What you will see in this chapter-based approach is it won’t be just your standard kind of flat, non-interesting profile that everybody has become so used to across platforms. This is really an opportunity to capture the essence of who you are so that you go from being Cory of whatever town you live in with whatever age you have listed and just some photo, you turn into who you truly are, and this will ignite curiosity from the people that are exposed to your story. This is also a gateway to allow people to interact more dynamically. Today on the current Bumble app, you can either broadly swipe right or broadly swipe left, which is a no, on someone’s profile. You’re kind of saying like, "Yep, Cory’s in," or "No, Cory’s out," just in one swift go.
This is actually reducing the options for people to actually get better matches. What we will be introducing are more dynamic ways for somebody to express interest in your story, rather profile, however you wanna call it, and this is going to drive more dynamic engagement. It should spark better conversation, and it should ultimately drive better KPIs across the board, like engagement, chances to get better conversations going.

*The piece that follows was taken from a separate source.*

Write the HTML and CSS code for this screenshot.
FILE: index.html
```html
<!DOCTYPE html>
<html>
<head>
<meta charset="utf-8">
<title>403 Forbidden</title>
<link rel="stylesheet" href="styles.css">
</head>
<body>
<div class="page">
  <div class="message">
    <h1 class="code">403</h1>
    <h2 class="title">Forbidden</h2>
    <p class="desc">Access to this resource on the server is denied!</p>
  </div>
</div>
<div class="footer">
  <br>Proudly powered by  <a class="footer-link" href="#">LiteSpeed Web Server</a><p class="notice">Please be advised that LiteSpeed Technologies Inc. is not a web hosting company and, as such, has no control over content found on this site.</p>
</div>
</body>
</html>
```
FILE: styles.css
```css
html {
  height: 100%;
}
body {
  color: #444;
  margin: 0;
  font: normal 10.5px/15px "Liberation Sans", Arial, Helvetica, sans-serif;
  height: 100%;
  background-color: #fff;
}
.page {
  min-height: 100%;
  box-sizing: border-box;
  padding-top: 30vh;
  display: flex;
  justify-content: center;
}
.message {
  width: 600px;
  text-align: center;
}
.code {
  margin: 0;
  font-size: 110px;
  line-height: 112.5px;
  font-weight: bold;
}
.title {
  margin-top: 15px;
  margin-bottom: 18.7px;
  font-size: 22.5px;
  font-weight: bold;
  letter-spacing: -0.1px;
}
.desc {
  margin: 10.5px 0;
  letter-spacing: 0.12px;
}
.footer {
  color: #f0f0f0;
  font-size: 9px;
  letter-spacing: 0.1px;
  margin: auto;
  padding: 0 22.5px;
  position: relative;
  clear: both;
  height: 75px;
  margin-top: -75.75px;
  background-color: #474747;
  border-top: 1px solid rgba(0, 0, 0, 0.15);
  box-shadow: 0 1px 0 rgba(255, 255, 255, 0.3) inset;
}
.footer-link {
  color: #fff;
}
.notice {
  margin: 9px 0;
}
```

You will also see us take a much more deliberate approach to getting people offline versus just in what people kind of refer to as dead-end chat zones. We’re really trying to chip away at member complaints of, "Hey, listen, you know, I’ve got all these chats that just sit, or they expire, or these matches that never went anywhere." We’re really trying to get people to understand who each other are and get them out in the real world as confidently, quickly, and safely as possible. That’s part one. The second part of your question is a really important one, which is how big of a change will this be when members, you know, start interacting with 2.0? This has been absolutely top of mind for the product team.

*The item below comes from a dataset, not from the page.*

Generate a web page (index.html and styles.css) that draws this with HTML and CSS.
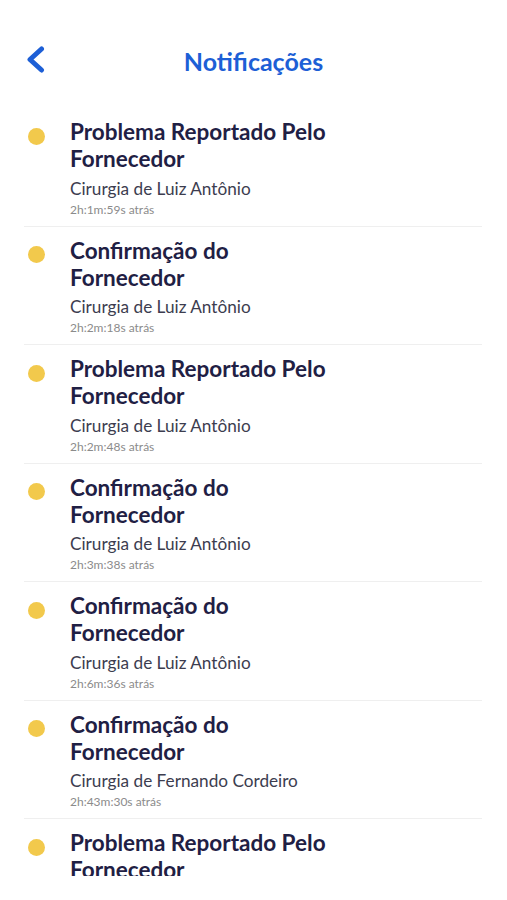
FILE: index.html
```html
<!DOCTYPE html>
<html lang="pt">
<head>
    <meta charset="UTF-8">
    <meta name="viewport" content="width=device-width, initial-scale=1.0">
    <title>Notificações</title>
    <link rel="stylesheet" href="styles.css">
</head>
<body>

<div class="header">
    <button class="back-button" aria-label="Voltar">
        <svg width="24" height="28" viewBox="0 0 24 28">
            <path d="M17.5 3 L6 13.5 L17.5 24" fill="none" stroke="#1d5fd6" stroke-width="5" stroke-linecap="round" stroke-linejoin="round"/>
        </svg>
    </button>
    <h1 class="title">Notificações</h1>
</div>

<div class="list">
    <div class="item">
        <span class="dot"></span>
        <div class="info">
            <div class="item-title">Problema Reportado Pelo Fornecedor</div>
            <div class="item-sub">Cirurgia de Luiz Antônio</div>
            <div class="item-time">2h:1m:59s atrás</div>
        </div>
    </div>
    <div class="item">
        <span class="dot"></span>
        <div class="info">
            <div class="item-title">Confirmação do Fornecedor</div>
            <div class="item-sub">Cirurgia de Luiz Antônio</div>
            <div class="item-time">2h:2m:18s atrás</div>
        </div>
    </div>
    <div class="item">
        <span class="dot"></span>
        <div class="info">
            <div class="item-title">Problema Reportado Pelo Fornecedor</div>
            <div class="item-sub">Cirurgia de Luiz Antônio</div>
            <div class="item-time">2h:2m:48s atrás</div>
        </div>
    </div>
    <div class="item">
        <span class="dot"></span>
        <div class="info">
            <div class="item-title">Confirmação do Fornecedor</div>
            <div class="item-sub">Cirurgia de Luiz Antônio</div>
            <div class="item-time">2h:3m:38s atrás</div>
        </div>
    </div>
    <div class="item">
        <span class="dot"></span>
        <div class="info">
            <div class="item-title">Confirmação do Fornecedor</div>
            <div class="item-sub">Cirurgia de Luiz Antônio</div>
            <div class="item-time">2h:6m:36s atrás</div>
        </div>
    </div>
    <div class="item">
        <span class="dot"></span>
        <div class="info">
            <div class="item-title">Confirmação do Fornecedor</div>
            <div class="item-sub">Cirurgia de Fernando Cordeiro</div>
            <div class="item-time">2h:43m:30s atrás</div>
        </div>
    </div>
    <div class="item">
        <span class="dot"></span>
        <div class="info">
            <div class="item-title">Problema Reportado Pelo Fornecedor</div>
            <div class="item-sub">Cirurgia de Luiz Antônio</div>
            <div class="item-time">2h:7m:02s atrás</div>
        </div>
    </div>
</div>

</body>
</html>
```

FILE: styles.css
```css
body {
    margin: 0;
    font-family: 'Lato', 'Noto Sans', sans-serif;
    background-color: #fff;
}
.header {
    position: relative;
    height: 108px;
    display: flex;
    justify-content: center;
    align-items: flex-start;
}
.back-button {
    position: absolute;
    left: 24px;
    top: 46px;
    padding: 0;
    border: none;
    background: none;
    cursor: pointer;
}
.title {
    margin: 46px 0 0;
    font-size: 25px;
    line-height: 30px;
    font-weight: 700;
    color: #1d5fd6;
}
.list {
    height: 768px;
    overflow: hidden;
    padding: 0 25px 0 24px;
}
.item {
    display: flex;
    align-items: flex-start;
    padding: 10px 0 9px 4px;
    border-bottom: 1px solid #efefef;
}
.dot {
    flex: none;
    width: 17px;
    height: 17px;
    margin-top: 9.5px;
    border-radius: 50%;
    background-color: #f2c94c;
}
.info {
    margin-left: 25px;
    width: 265px;
}
.item-title {
    font-size: 22.5px;
    line-height: 27px;
    font-weight: 700;
    color: #1f2044;
}
.item-sub {
    margin-top: 5.5px;
    font-size: 17.2px;
    line-height: 22px;
    color: #3c3d4f;
}
.item-time {
    margin-top: 3px;
    font-size: 12px;
    line-height: 14px;
    color: #8b8b8b;
}
```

What we are going to do is we are going to piece by piece expose members in very controlled groups to different portions of the new 2.0 experience. We are going to rigorously test every single, you know, portion of the experience, make sure that no KPIs are damaged, that monetization is strong, that we do not accidentally hurt anything. Once we have tested and if we needed to, iterated, and once we feel that this is safe, we will start to roll it out slowly and slowly in very controlled market expansion. Once we get to a certain place where we feel that this is good, you know, everything’s going in the direction we want, that is when it will start to kind of migrate to the entire world. You can expect that to be a multi-week thing, not a multi-month thing.
As far as our confidence in getting 2.0 out the door in our projected timeline, we are very confident. Teams and systems are all in a great place, and we’re very excited about this next chapter.

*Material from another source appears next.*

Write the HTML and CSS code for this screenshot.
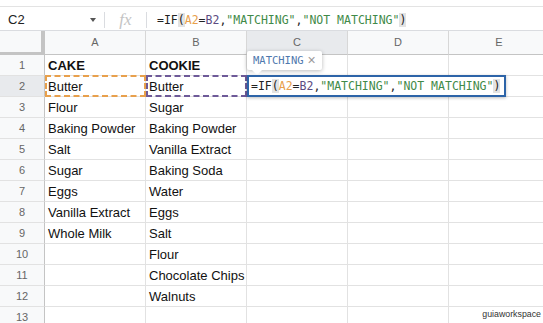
FILE: index.html
```html
<!DOCTYPE html>
<html>
<head>
<meta charset="utf-8">
<link rel="stylesheet" href="styles.css">
</head>
<body>
<div class="app">
  <div class="topstrip"></div>
  <div class="fbar">
    <div class="namebox"><span class="ref">C2</span><span class="caret"></span></div>
    <div class="sep"></div>
    <div class="fx">fx</div>
    <div class="sep"></div>
    <div class="formula">=IF<span class="paren">(</span><span class="ra">A2</span>=<span class="rb">B2</span>,<span class="str">"MATCHING"</span>,<span class="str">"NOT MATCHING"</span><span class="paren">)</span></div>
  </div>
  <div class="grid">
    <div class="corner"></div>
    <div class="ch">A</div><div class="ch">B</div><div class="ch sel">C</div><div class="ch">D</div><div class="ch">E</div>

    <div class="rh">1</div><div class="c b">CAKE</div><div class="c b">COOKIE</div><div class="c"></div><div class="c"></div><div class="c"></div>
    <div class="rh sel">2</div><div class="c dash-a">Butter</div><div class="c dash-b">Butter</div>
    <div class="c editcell">
      <div class="tip"><span class="tiptext">MATCHING</span><span class="tipx">×</span></div>
      <div class="editor">=IF<span class="paren">(</span><span class="ra">A2</span>=<span class="rb">B2</span>,<span class="str">"MATCHING"</span>,<span class="str">"NOT MATCHING"</span><span class="paren">)</span></div>
    </div><div class="c"></div><div class="c"></div>
    <div class="rh">3</div><div class="c">Flour</div><div class="c">Sugar</div><div class="c"></div><div class="c"></div><div class="c"></div>
    <div class="rh">4</div><div class="c">Baking Powder</div><div class="c">Baking Powder</div><div class="c"></div><div class="c"></div><div class="c"></div>
    <div class="rh">5</div><div class="c">Salt</div><div class="c">Vanilla Extract</div><div class="c"></div><div class="c"></div><div class="c"></div>
    <div class="rh">6</div><div class="c">Sugar</div><div class="c">Baking Soda</div><div class="c"></div><div class="c"></div><div class="c"></div>
    <div class="rh">7</div><div class="c">Eggs</div><div class="c">Water</div><div class="c"></div><div class="c"></div><div class="c"></div>
    <div class="rh">8</div><div class="c">Vanilla Extract</div><div class="c">Eggs</div><div class="c"></div><div class="c"></div><div class="c"></div>
    <div class="rh">9</div><div class="c">Whole Milk</div><div class="c">Salt</div><div class="c"></div><div class="c"></div><div class="c"></div>
    <div class="rh">10</div><div class="c"></div><div class="c">Flour</div><div class="c"></div><div class="c"></div><div class="c"></div>
    <div class="rh">11</div><div class="c"></div><div class="c">Chocolate Chips</div><div class="c"></div><div class="c"></div><div class="c"></div>
    <div class="rh">12</div><div class="c"></div><div class="c">Walnuts</div><div class="c"></div><div class="c"></div><div class="c"></div>
    <div class="rh">13</div><div class="c"></div><div class="c"></div><div class="c"></div><div class="c"></div><div class="c"></div>
  </div>
  <div class="watermark">guiaworkspace</div>
</div>
</body>
</html>
```
FILE: styles.css
```css
html, body {
  margin: 0;
  padding: 0;
  background: #fff;
}
.app {
  position: relative;
  width: 543px;
  height: 323px;
  overflow: hidden;
  font-family: "Liberation Sans", Arial, sans-serif;
  color: #222;
}
.topstrip {
  height: 7px;
  border-bottom: 1px solid #e3e3e3;
  box-sizing: border-box;
}
.fbar {
  display: flex;
  align-items: center;
  height: 24px;
  padding-top: 2px;
  border-bottom: 1px solid #dadce0;
  box-sizing: border-box;
}
.namebox {
  width: 104px;
  display: flex;
  align-items: center;
  padding-left: 8px;
  box-sizing: border-box;
}
.ref {
  font-size: 13px;
  color: #222;
  flex: 1;
}
.caret {
  width: 0;
  height: 0;
  border-left: 3.5px solid transparent;
  border-right: 3.5px solid transparent;
  border-top: 4px solid #555;
  margin-right: 8px;
  margin-top: 1px;
}
.sep {
  width: 1px;
  height: 16px;
  background: #dadce0;
}
.fx {
  width: 41px;
  text-align: center;
  font-family: "Liberation Serif", serif;
  font-style: italic;
  font-size: 17px;
  color: #c4c4c4;
  line-height: 20px;
}
.formula {
  padding-left: 10px;
  font-family: "DejaVu Sans Mono", monospace;
  font-size: 11.5px;
  color: #222;
  white-space: nowrap;
}
.paren {
  background: #e3e3e3;
}
.ra { color: #e8a04c; }
.rb { color: #5b4b82; }
.str { color: #3f8a48; }

.grid {
  display: grid;
  grid-template-columns: 45px 101px 101px 101px 101px 101px;
  grid-template-rows: 24px repeat(13, 21px);
}
.corner {
  background: #f8f9fa;
  border-right: 4px solid #c4c4c4;
  border-bottom: 3px solid #c4c4c4;
  box-sizing: border-box;
}
.ch {
  background: #f8f9fa;
  border-right: 1px solid #d7d7d7;
  border-bottom: 1px solid #c4c4c4;
  box-sizing: border-box;
  font-size: 11px;
  color: #666;
  text-align: center;
  line-height: 23px;
}
.rh {
  background: #f8f9fa;
  border-right: 1px solid #c4c4c4;
  border-bottom: 1px solid #e2e2e2;
  box-sizing: border-box;
  font-size: 11px;
  color: #666;
  text-align: center;
  line-height: 21px;
}
.sel {
  background: #e8eaed;
}
.c {
  border-right: 1px solid #e2e2e2;
  border-bottom: 1px solid #e2e2e2;
  box-sizing: border-box;
  font-size: 13px;
  line-height: 21px;
  padding-left: 3px;
  white-space: nowrap;
  color: #111;
  position: relative;
}
.c.b {
  font-weight: bold;
}
.dash-a::after, .dash-b::after {
  content: "";
  position: absolute;
  left: 0;
  top: -1px;
  right: -1px;
  bottom: -1px;
  border: 2px dashed #e8a04c;
}
.dash-b::after {
  border-color: #6e5a98;
}
.editcell {
  z-index: 2;
}
.editor {
  position: absolute;
  left: 0;
  top: -1px;
  width: 259px;
  height: 22px;
  box-sizing: border-box;
  border: 2px solid #2d64a8;
  background: #fff;
  font-family: "DejaVu Sans Mono", monospace;
  font-size: 11.5px;
  line-height: 18px;
  padding-left: 2px;
  color: #222;
  white-space: nowrap;
  box-shadow: 0 1px 3px rgba(0,0,0,0.25);
}
.tip {
  position: absolute;
  left: 0;
  top: -25px;
  height: 19px;
  padding: 0 6px 0 6px;
  background: #fff;
  box-shadow: 0 1px 4px rgba(0,0,0,0.28);
  border-radius: 2px;
  display: flex;
  align-items: center;
  gap: 4px;
  font-family: "DejaVu Sans Mono", monospace;
  font-size: 10.5px;
  white-space: nowrap;
}
.tip::after {
  content: "";
  position: absolute;
  left: 5px;
  bottom: -5px;
  width: 0;
  height: 0;
  border-left: 5px solid transparent;
  border-right: 5px solid transparent;
  border-top: 5px solid #fff;
}
.tiptext {
  color: #4f78ad;
}
.tipx {
  font-family: "Liberation Sans", sans-serif;
  font-size: 14px;
  color: #999;
}
.watermark {
  position: absolute;
  right: 2px;
  bottom: 4px;
  font-family: "Liberation Sans", sans-serif;
  font-size: 8.8px;
  color: #333;
  background: #fff;
  padding-left: 2px;
}
```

Cory Carpenter, Analyst, JPMorgan: Awesome. Thank you, Whitney.
Operator: We now turn to Rob Culbreth with Evercore ISI. Your line is open. Please go ahead.
Rob Culbreth, Analyst, Evercore ISI: Great. Thank you very much. I just wanted to ask a follow-up on Cory’s question. Just to go, you know, I think there was a second part there about the swipe mechanic. Is that still gonna be a core part of the user experience? And then just, as you move into these more detailed chapter oriented profiles, you know, two questions there. What’s the strategy for getting, you know, existing users to, you know, fill those out and engage with the sort of more fulsome profile? And then, secondarily, is there any trade-off or impact on paid user conversion versus user retention as you make some of those changes?
Does it slow down, you know, people’s consumption of profiles, which, you know, has, I think, historically been a way that you’ve driven paid user conversion? Thank you.
Whitney Wolfe Herd, Founder and Chief Executive Officer, Bumble: Thanks so much for the question. The good news is we’ve thought about all of these things top to bottom, left to right for a very long time. We have teams making sure that revenue and monetization mechanics have been thought through and that there is a do no harm approach to revenue and monetization with the 2.0 experience. I want you to take some consolation in that that we’re not going to just roll something out that topples our monetization strategy. We’re being very, very modest and very conservative with that. In fact, we actually have set up and positioned the new profile to have, you know, new gateway opportunities for better monetization over time. Okay, we’ll start there. Let’s go back to the swipe piece.
The way we’re phrasing this internally is what does life look like beyond the swipe? That doesn’t necessarily mean this binary situation of like, it’s either there or it’s not. It’s much more nuanced than that. We are testing several iterations of engaging opportunities. Before I go there, the swipe is the way you get to a match. If the match is the goal, the swipe is the mechanism. What we’re doing is we’re testing several mechanisms to get you to a wanted and mutual match as quickly, efficiently, and in the most compatible way as possible. The mechanism of swiping may dynamically shift, and in certain markets, we may test with no swipe. In other markets, we may preserve the swipe.
We have multi-mechanism tests that we are going to be running to make sure that we do what the members want the most, that serves our members best, that is in line with the KPIs that suggest we’re getting people to the best outcomes, and of course, that does not disrupt revenue and preserves the strength of the revenue business, so the revenue side of the business. I hope that has answered the question, but happy to take a follow-up if needed.
Rob Culbreth, Analyst, Evercore ISI: That’s great. Thank you very much.
Whitney Wolfe Herd, Founder and Chief Executive Officer, Bumble: Oh, sorry. There was a second part of that. How do we get people to fill in the more robust parts of the onboarding? I think that was your question. This has been a long game, okay? We’ve been playing a very long game here. Let me just be clear. When I came back in a year ago, I knew that this is where we would be this year. I needed a year to get to the quality transformation. Now let’s back up. What was a huge part of that quality transformation overhaul? It was trying to drive more what we called approved members. What constitutes as an approved member?
Someone who has adequate information in their profile, enough intel that we have to work with to drive compatibility on the back end, enough photos, selfie verification, and hopefully ID verification. We’ve already been planting the seed for this moment for the last several months by trying to drive people to fill in more information. We’ve made a ton of progress there. It’s not a cold start situation where all of a sudden we have a brand new, you know, profile, and we have no information. The other thing that we’re doing is we’re being really thoughtful in how, what, and where we really ask you to fill in more information. It’s not going to feel punitive. It’s not going to feel stressful or exhausting. It’s actually gonna be dynamic and fun.
On another note, as we talked about with Bee, our AI assistant, down the road, we are going to be able to get so much robust information about who you are, what you’re looking for, and really understand your story through more engaging mechanisms, whether that’s voice or typing. It’s in a conversational format like an AI tool, right? Like an AI product. This is going to be the long game of how we get more dynamic information. You know, it’s a step-by-step plan, but the good news is we’ve already made a lot of progress.